We talk with Aida Edemariam about her memoir, The Wife’s Tale: A Personal History. It’s about her Ethiopian grandmother who, over nearly a century of living, experienced the transformation of Ethiopian society and her place in it.
Then we celebrate apple season with Russell Powell, talking about his book, Apples of New England: A User’s Guide.Aida Edemariam
What is it like to live through nearly a century of transformation from a medieval feudal society to one that is fully part of the modern world? And to do it from the point of view of a woman in a society where women are second-class citizens?
That’s the story that unfolds in lyric and fascinating detail from the pen of Aida Edemariam in The Wife’s Tale.

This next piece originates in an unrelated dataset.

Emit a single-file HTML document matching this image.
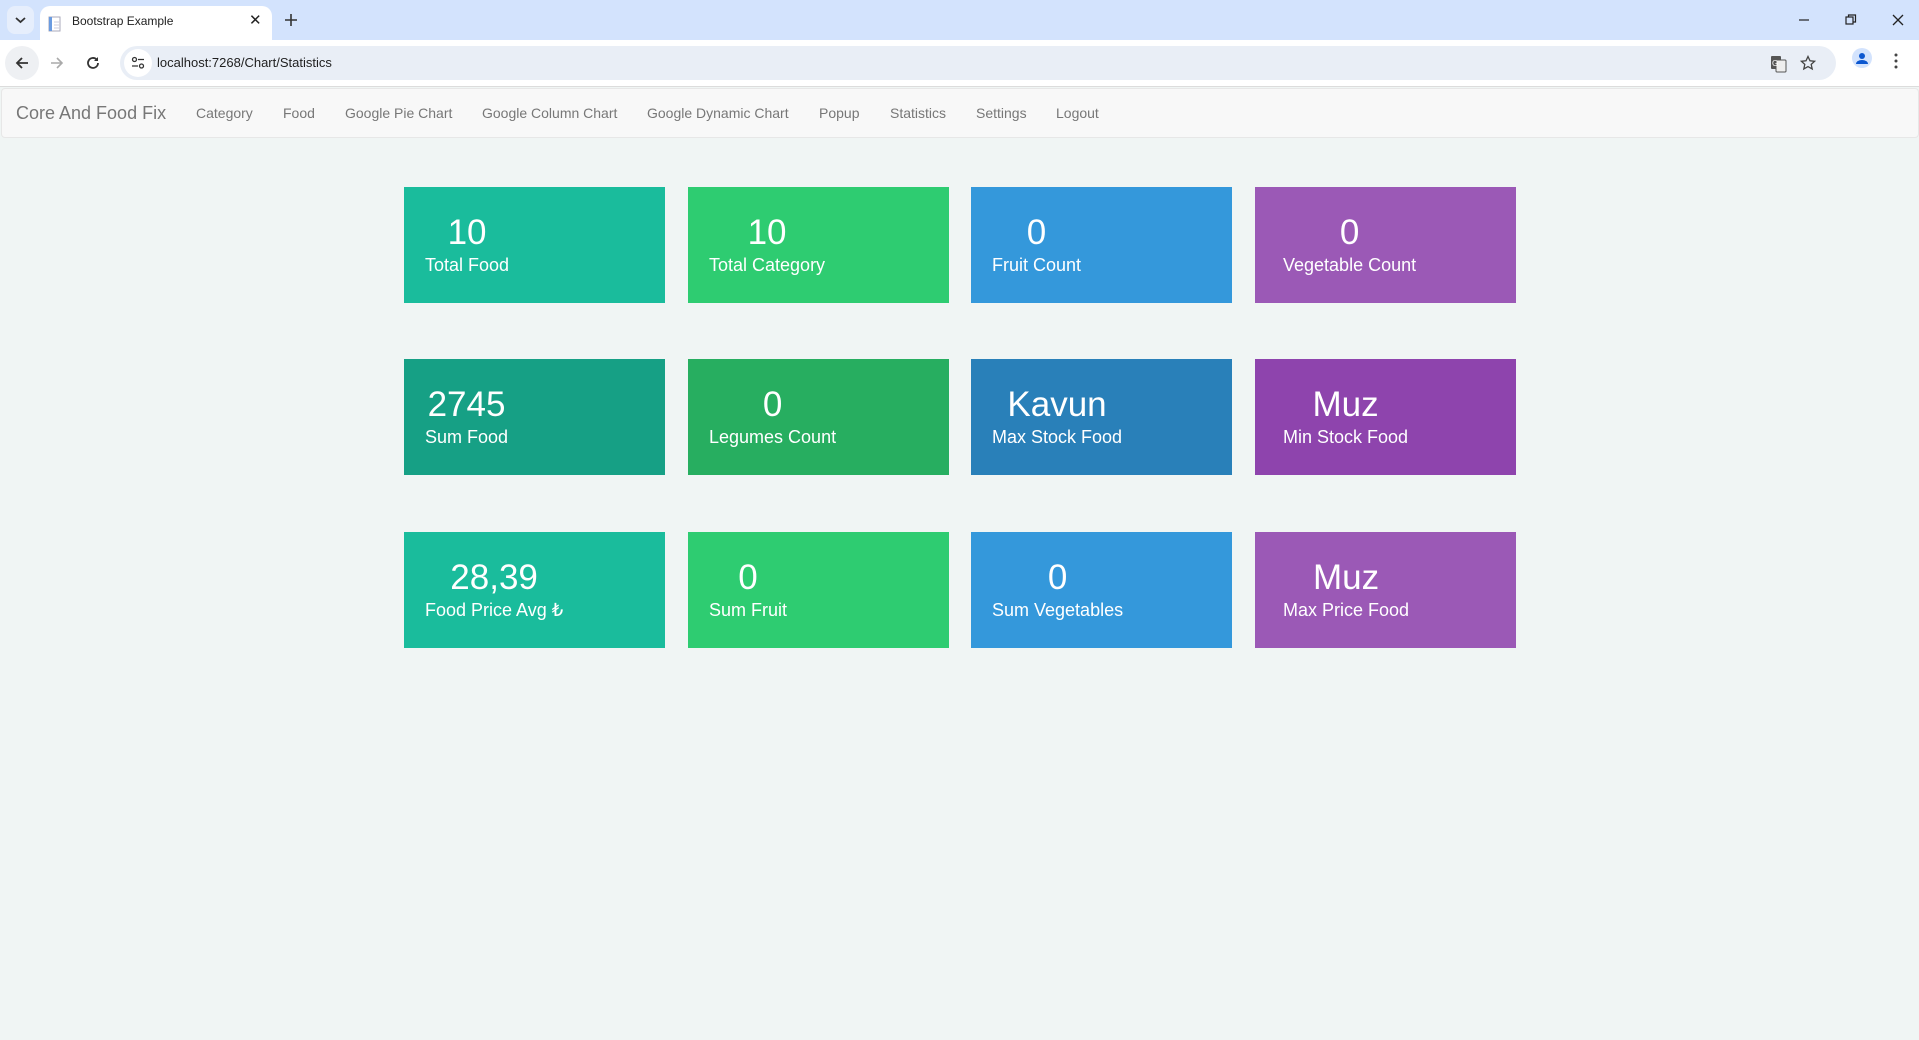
<!DOCTYPE html>
<html><head><meta charset="utf-8"><style>
*{margin:0;padding:0;box-sizing:border-box}
html,body{width:1919px;height:1040px;overflow:hidden}
body{background:#f0f5f4;font-family:"Liberation Sans",Arial,sans-serif;position:relative}
.tabstrip{position:absolute;left:0;top:0;width:1919px;height:40px;background:#d3e3fd}
.tabdd{position:absolute;left:7px;top:6px;width:27px;height:28px;border-radius:8px;background:#e6eefc}
.tab{position:absolute;left:40px;top:6px;width:232px;height:36px;background:#fff;border-radius:10px 10px 0 0}
.tab .t{position:absolute;left:32px;top:8px;font-size:12px;color:#222}
.tab .x{position:absolute;left:209px;top:5px;font-size:15px;color:#222}
.toolbar{position:absolute;left:0;top:40px;width:1919px;height:46px;background:#fff}
.omni{position:absolute;left:120px;top:6px;width:1716px;height:34px;background:#e9eef6;border-radius:17px}
.omni .u{position:absolute;left:37px;top:9px;font-size:13px;color:#1f1f1f}
.navbar{position:absolute;left:1px;top:88px;width:1918px;height:50px;background:#f8f8f8;border:1px solid #e7e7e7;border-radius:4px}
.nav{position:absolute;top:0;line-height:48px;font-size:14px;color:#777}
.brand{position:absolute;left:14px;top:0;line-height:49px;font-size:18px;color:#777}
.card{position:absolute;width:261px;height:116px;color:#fff}
.in{position:absolute;left:21px;top:26px;display:inline-block;text-align:center}
.c4 .in{left:28px}
.n{font-size:35px;line-height:40px;white-space:nowrap}
.l{font-size:18px;line-height:20px;margin-top:2px;white-space:nowrap}
</style></head><body>
<div class="tabstrip">
 <div class="tabdd"><svg width="27" height="28"><path d="M9 12l4.5 4 4.5-4" stroke="#333" stroke-width="1.8" fill="none"/></svg></div>
 <div class="tab">
  <svg style="position:absolute;left:8px;top:10px" width="14" height="16"><rect x="1" y="1" width="11" height="14" fill="#fff" stroke="#aab" /><rect x="1" y="1" width="3" height="14" fill="#6a9be0"/><path d="M6 6h5M6 9h5M6 12h5" stroke="#ccd"/></svg>
  <span class="t">Bootstrap Example</span><span class="x">✕</span></div>
 <svg style="position:absolute;left:284px;top:13px" width="14" height="14"><path d="M7 1v12M1 7h12" stroke="#333" stroke-width="1.6"/></svg>
 <svg style="position:absolute;left:1798px;top:14px" width="12" height="12"><path d="M1 6h10" stroke="#222" stroke-width="1.2"/></svg>
 <svg style="position:absolute;left:1845px;top:14px" width="12" height="12"><rect x="1" y="3" width="7" height="7" fill="none" stroke="#222" stroke-width="1.2"/><path d="M3.5 3V1h7v7H8" fill="none" stroke="#222" stroke-width="1.2"/></svg>
 <svg style="position:absolute;left:1892px;top:14px" width="12" height="12"><path d="M1 1l10 10M11 1L1 11" stroke="#222" stroke-width="1.3"/></svg>
</div>
<div class="toolbar">
 <div style="position:absolute;left:5px;top:6px;width:34px;height:34px;border-radius:17px;background:#eef0f3"></div>
 <svg style="position:absolute;left:14px;top:15px" width="16" height="16"><path d="M14 8H3M8 3L3 8l5 5" stroke="#333" stroke-width="1.8" fill="none"/></svg>
 <svg style="position:absolute;left:49px;top:15px" width="16" height="16"><path d="M2 8h11M8 3l5 5-5 5" stroke="#aaa" stroke-width="1.6" fill="none"/></svg>
 <svg style="position:absolute;left:85px;top:15px" width="16" height="16"><path d="M13 8a5 5 0 1 1-1.5-3.6" stroke="#333" stroke-width="1.8" fill="none"/><path d="M13 2v4h-4z" fill="#333"/></svg>
 <div class="omni">
  <div style="position:absolute;left:4px;top:3px;width:28px;height:28px;border-radius:14px;background:#fff"></div>
  <svg style="position:absolute;left:11px;top:10px" width="14" height="14"><circle cx="3.5" cy="3.5" r="2" fill="none" stroke="#333" stroke-width="1.3"/><path d="M7 3.5h6M1 10h6" stroke="#333" stroke-width="1.3"/><circle cx="10.5" cy="10" r="2" fill="none" stroke="#333" stroke-width="1.3"/></svg>
  <span class="u">localhost:7268/Chart/Statistics</span>
  <svg style="position:absolute;left:1650px;top:9px" width="18" height="18"><rect x="1" y="1" width="10" height="13" rx="1" fill="#555"/><rect x="6" y="5" width="10" height="12" rx="1" fill="#eee" stroke="#555"/><text x="2" y="11" font-size="8" fill="#fff" font-family="Liberation Sans">G</text></svg>
  <svg style="position:absolute;left:1680px;top:9px" width="16" height="16"><path d="M8 1.5l2 4.3 4.6.5-3.4 3.1 1 4.6L8 11.6 3.8 14l1-4.6L1.4 6.3 6 5.8z" fill="none" stroke="#444" stroke-width="1.3"/></svg>
 </div>
 <div style="position:absolute;left:1852px;top:8px;width:20px;height:20px;border-radius:10px;background:#d3e3fd"></div>
 <svg style="position:absolute;left:1852px;top:8px" width="20" height="20"><circle cx="10" cy="8" r="3" fill="#0b57d0"/><path d="M4 16a6 4 0 0 1 12 0z" fill="#0b57d0"/></svg>
 <svg style="position:absolute;left:1894px;top:13px" width="4" height="16"><circle cx="2" cy="2" r="1.5" fill="#444"/><circle cx="2" cy="8" r="1.5" fill="#444"/><circle cx="2" cy="14" r="1.5" fill="#444"/></svg>
</div>
<div style="position:absolute;left:0;top:86px;width:1919px;height:1px;background:#dcdcdc"></div>
<div class="navbar">
 <span class="brand">Core And Food Fix</span>
 <span class="nav" style="left:194px">Category</span>
 <span class="nav" style="left:281px">Food</span>
 <span class="nav" style="left:343px">Google Pie Chart</span>
 <span class="nav" style="left:480px">Google Column Chart</span>
 <span class="nav" style="left:645px">Google Dynamic Chart</span>
 <span class="nav" style="left:817px">Popup</span>
 <span class="nav" style="left:888px">Statistics</span>
 <span class="nav" style="left:974px">Settings</span>
 <span class="nav" style="left:1054px">Logout</span>
</div>

<div class="card" style="left:404px;top:187px;background:#1abc9c"><div class="in"><div class="n">10</div><div class="l">Total Food</div></div></div>
<div class="card" style="left:688px;top:187px;background:#2ecc71"><div class="in"><div class="n">10</div><div class="l">Total Category</div></div></div>
<div class="card" style="left:971px;top:187px;background:#3498db"><div class="in"><div class="n">0</div><div class="l">Fruit Count</div></div></div>
<div class="card c4" style="left:1255px;top:187px;background:#9b59b6"><div class="in"><div class="n">0</div><div class="l">Vegetable Count</div></div></div>

<div class="card" style="left:404px;top:359px;background:#16a085"><div class="in"><div class="n">2745</div><div class="l">Sum Food</div></div></div>
<div class="card" style="left:688px;top:359px;background:#27ae60"><div class="in"><div class="n">0</div><div class="l">Legumes Count</div></div></div>
<div class="card" style="left:971px;top:359px;background:#2980b9"><div class="in"><div class="n">Kavun</div><div class="l">Max Stock Food</div></div></div>
<div class="card c4" style="left:1255px;top:359px;background:#8e44ad"><div class="in"><div class="n">Muz</div><div class="l">Min Stock Food</div></div></div>

<div class="card" style="left:404px;top:532px;background:#1abc9c"><div class="in"><div class="n">28,39</div><div class="l">Food Price Avg ₺</div></div></div>
<div class="card" style="left:688px;top:532px;background:#2ecc71"><div class="in"><div class="n">0</div><div class="l">Sum Fruit</div></div></div>
<div class="card" style="left:971px;top:532px;background:#3498db"><div class="in"><div class="n">0</div><div class="l">Sum Vegetables</div></div></div>
<div class="card c4" style="left:1255px;top:532px;background:#9b59b6"><div class="in"><div class="n">Muz</div><div class="l">Max Price Food</div></div></div>
</body></html>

It’s the story of her grandmother Yetemegnu, born into a socially prominent family in Ethiopia around 1916, married at eight and mother at fifteen. The social convulsions of Ethiopian society led to her husband’s imprisonment and death. She also experienced the deaths of several of her children and the imprisonment of another.
How she confronted these challenges changed Yetemegnu profoundly, echoing the changes of the world around her. She was a woman of great sorrow but also great joy, beset by fears yet indomitable. She excelled in the domestic wifely arts but also became a businesswoman. And she was a great storyteller.
The New York Times called The Wife’s Tale “a sublimely crafted tribute” to the author’s grandmother. But it is much more — a vivid portrayal of Ethiopian society, customs, food and history through a century of turmoil and change. The book is a finalist for the Governor General’s Literary Awards of Canada.
Aida Edemariam is of dual Ethiopian and Canadian heritage. she is currently a senior feature writer and editor for the Guardian in the UK.
Russell Powell (encore interview)
Before there were the apples of Washington State, there were the apples of New England. Johnny Appleseed himself came from Leominster, Massachusetts and before him — in fact, almost as soon as the Puritans had touched ground at Plymouth Rock — apple trees were brought to the region from England.
Russell Steven Powell is the perfect person to the write the story of the New England apple. A writer, visual artist and a magazine publisher, he has devoted his talents to bringing the unique sense of place of the New England landscape to a larger audience. He was the publisher and editor of New England Watershed, a journal of culture, art and ideas.
Powell was the executive director of the New England Apple Association from 1998 to 2011 and has written two books on apples: America’s Apple and his newest, a regional history and guidebook, Apples of New England: A User’s Guide (The Countryman Press, 2014.)